Wednesday, June 19, 2019

Out of Limbo


So do you like what I'm doing with the sun room these days?

No, not the gloom in the back yard that augurs more rain. (Noah! Swing by here, please!) I'm talking about the three bright elastic bands artfully draped on the doorknob. Those resistance bands are a symbol of a momentous event this morning: My first physical therapy session.

You have no idea how delighted I am to be able to write that sentence.

Remember a couple of posts ago when I was oversharing about my wonky shoulder?  I mentioned that the soonest I could see the orthopedist was a full month away, and I may have passed that off with a carefree tra-la in print, but deep down my psyche was not so cavalier. Recovery from shoulder surgery is no joke and I was foreseeing the things I love to do--play the piano, knit, engage in at least minimal personal grooming--disappearing under the very real possibility of weeks of recovery.

People, that was one long month during which I tried to prepare for what might happen. I was hopeful that I would not need the surgery that the MRI report seemed to indicate was inevitable, but I also wanted to be practical in case I did need weeks of upper-right-quadrant immobilization. I made a list of British procedurals on Netflix and Acorn for occupying my mind during the non-knitting weeks. I started a Pinterest board of ultra-short Haircuts That Flatter Women Over 50, anticipating I wouldn't be able to handle a hairdryer. Truth be told, I even began to convince myself that it would be a nice two-month break from a lot of adulting if I couldn't cook or clean or weed. Summer was put on hold as we waited to see if I would be able to travel (or not) or host guests (or not) or wear regulation underwear (or not).

Weirdly, during the weeks of limbo the shoulder started to feel better, largely because I began treating it as if it were an inconvenient accessory to be carted around rather than a utilitarian body part. Mentally I considered it the equivalent of a fur handbag: Useless and only marginally decorative.

Last Friday I finally met with the orthopedist. He put me through the standard push-as-hard-as-you-can, now lift-your-arm-as-far-as-you-can evaluations I've done several times in the past couple of months, and within minutes he had a diagnosis:

"You have excellent strength and range of motion. You do not need surgery."

My mouth may have actually dropped open. Say what now?

"Your pain is being caused by inflammation. You'll get three shots in your shoulder today to relieve that inflammation, and you'll do a short course of steroids, then physical therapy to build up the muscles around the shoulder."

But the MRI report--the complete tears, the atrophy, the retraction, the stuff I didn't even understand?

"You do not need surgery."

An observation:  A medical specialist's answers tend to shorten in direct proportion to the extent to which the patient seems to be questioning those answers. Or at least that was the case in this situation.

Honestly, I wasn't questioning either the doctor's expertise or his judgment, I just couldn't believe what I was hearing. It had the feel of one of those horrible practical joke gift lottery tickets, in which the gift recipient thinks he has won a small fortune, but the fine print on the reverse side reveals the cruel zero value. I kept waiting for the fine print to emerge and for everyone to laugh heartily at my gullibility.

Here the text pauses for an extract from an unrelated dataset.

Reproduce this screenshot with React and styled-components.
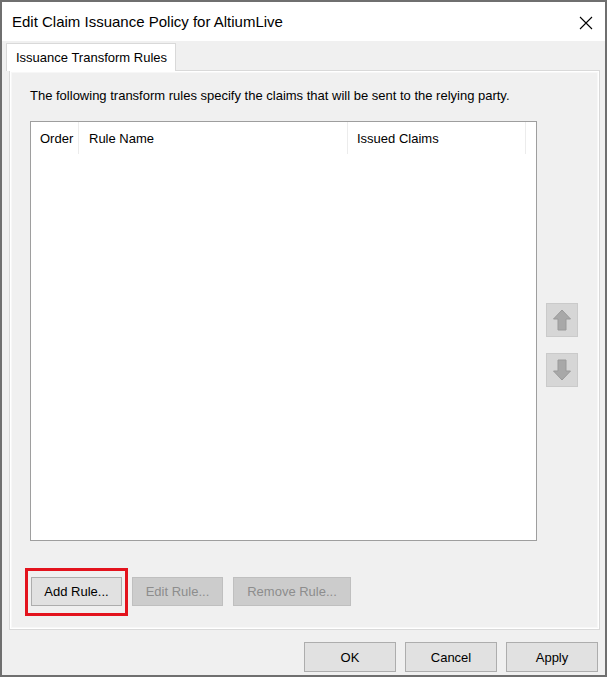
import React from 'react';
import styled, { createGlobalStyle } from 'styled-components';

const GlobalStyle = createGlobalStyle`
  html, body {
    margin: 0;
    padding: 0;
    background: #ffffff;
  }
  body {
    font-family: 'Liberation Sans', Arial, sans-serif;
    color: #000;
  }
`;

const Window = styled.div`
  width: 607px;
  height: 677px;
  box-sizing: border-box;
  border: 2px solid #6f6f6f;
  display: flex;
  flex-direction: column;
  background: #f0f0f0;
`;

const TitleBar = styled.div`
  height: 39px;
  flex: none;
  background: #fff;
  display: flex;
  align-items: center;
  justify-content: space-between;
  padding: 0 12px 0 10px;
  font-size: 15px;
`;

const CloseButton = styled.div`
  width: 14px;
  height: 14px;
  display: flex;
  margin-top: 2px;
`;

const Body = styled.div`
  flex: 1;
  display: flex;
  flex-direction: column;
  padding: 2px 5px 0 7px;
`;

const TabStrip = styled.div`
  display: flex;
  height: 27px;
  margin-left: -3px;
`;

const Tab = styled.div`
  background: #fff;
  border: 1px solid #d9d9d9;
  border-bottom: none;
  padding: 0 8px 0 9px;
  display: flex;
  align-items: center;
  font-size: 13px;
  position: relative;
  z-index: 1;
  margin-bottom: -1px;
`;

const Panel = styled.div`
  height: 560px;
  box-sizing: border-box;
  border: 1px solid #d9d9d9;
  box-shadow: inset 0 0 0 1px #ffffff, inset 0 0 0 2px #f7f7f7;
  display: flex;
  flex-direction: column;
  padding: 17px 21px 0 20px;
`;

const Description = styled.div`
  font-size: 13px;
  line-height: 16px;
  height: 16px;
`;

const ListRow = styled.div`
  display: flex;
  margin-top: 17px;
`;

const ListBox = styled.div`
  width: 507px;
  height: 420px;
  box-sizing: border-box;
  border: 1px solid #9e9e9e;
  background: #fff;
`;

const HeaderRow = styled.div`
  display: flex;
  height: 32px;
`;

const HeaderCell = styled.div`
  width: ${(p) => p.$width}px;
  box-sizing: border-box;
  padding-left: ${(p) => p.$pad}px;
  border-right: 1px solid #ececec;
  display: flex;
  align-items: center;
  font-size: 13px;
`;

const ArrowColumn = styled.div`
  display: flex;
  flex-direction: column;
  gap: 16px;
  margin-left: 9px;
  padding-top: 182px;
`;

const ArrowButton = styled.div`
  width: 32px;
  height: 34px;
  box-sizing: border-box;
  background: #d6d6d6;
  border: 1px solid #cacaca;
  display: flex;
  align-items: center;
  justify-content: center;
`;

const ButtonRow = styled.div`
  display: flex;
  gap: 10px;
  margin-top: 36px;
  margin-left: 1px;
`;

const Highlight = styled.div`
  position: relative;
  &::after {
    content: '';
    position: absolute;
    left: -6px;
    top: -9px;
    right: -6px;
    bottom: -10px;
    border: 3px solid #e3131d;
    pointer-events: none;
  }
`;

const Button = styled.div`
  width: ${(p) => p.$width}px;
  height: 29px;
  box-sizing: border-box;
  background: ${(p) => (p.$disabled ? '#cccccc' : '#e1e1e1')};
  border: 1px solid ${(p) => (p.$disabled ? '#bfbfbf' : '#adadad')};
  color: ${(p) => (p.$disabled ? '#8d8d8d' : '#000')};
  display: flex;
  align-items: center;
  justify-content: center;
  font-size: 13px;
`;

const Footer = styled.div`
  display: flex;
  justify-content: flex-end;
  gap: 9px;
  padding: 12px 2px 0 0;
`;

const FooterButton = styled(Button)`
  width: 92px;
  height: 30px;
`;

const Arrow = ({ down }) => (
  <svg width="20" height="24" viewBox="0 0 20 24" style={{ transform: down ? 'rotate(180deg)' : 'none' }}>
    <path
      d="M10 2 L18.5 11 L14 11 L14 22 L6 22 L6 11 L1.5 11 Z"
      fill="#a8a8a8"
      stroke="#9a9a9a"
      strokeWidth="1"
      strokeLinejoin="round"
    />
  </svg>
);

const App = () => (
  <>
    <GlobalStyle />
    <Window>
      <TitleBar>
        <span>Edit Claim Issuance Policy for AltiumLive</span>
        <CloseButton>
          <svg width="14" height="14" viewBox="0 0 14 14">
            <path d="M1 1 L13 13 M13 1 L1 13" stroke="#000" strokeWidth="1.1" />
          </svg>
        </CloseButton>
      </TitleBar>
      <Body>
        <TabStrip>
          <Tab>Issuance Transform Rules</Tab>
        </TabStrip>
        <Panel>
          <Description>
            The following transform rules specify the claims that will be sent to the relying party.
          </Description>
          <ListRow>
            <ListBox>
              <HeaderRow>
                <HeaderCell $width={48} $pad={9}>Order</HeaderCell>
                <HeaderCell $width={269} $pad={10}>Rule Name</HeaderCell>
                <HeaderCell $width={178} $pad={9}>Issued Claims</HeaderCell>
              </HeaderRow>
            </ListBox>
            <ArrowColumn>
              <ArrowButton>
                <Arrow />
              </ArrowButton>
              <ArrowButton>
                <Arrow down />
              </ArrowButton>
            </ArrowColumn>
          </ListRow>
          <ButtonRow>
            <Highlight>
              <Button $width={91}>Add Rule...</Button>
            </Highlight>
            <Button $width={91} $disabled>Edit Rule...</Button>
            <Button $width={118} $disabled>Remove Rule...</Button>
          </ButtonRow>
        </Panel>
        <Footer>
          <FooterButton>OK</FooterButton>
          <FooterButton>Cancel</FooterButton>
          <FooterButton>Apply</FooterButton>
        </Footer>
      </Body>
    </Window>
  </>
);

export default App;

I was finally convinced when the first of the shots went into my shoulder joint. Again, surprise! Apparently complete lack of muscular tone is an advantage in this situation because in contrast to the horror stories I had been told, these shots hurt less than most flu shots I've had.

The immediate pain relief was astonishing, and to my delight, I've felt so, so much better. I'm still to avoid lifting heavy objects (especially from some vulnerable angles) but no other restrictions were put in place. I'm cleared to play, knit, travel, and do all the things I had thought would be off the table after surgery.

This morning I was evaluated by the physical therapist, and from now on my days will include a regimen of arm lifts ("I's, Y's, and T's," for you physical therapy geeks), resistance bands, and scapular retractions and depressions (which apparently also are a thing). Of course this also means I'm cleared to clean and cook, but who cares? 

I'm out of shoulder limbo. Let the summer begin.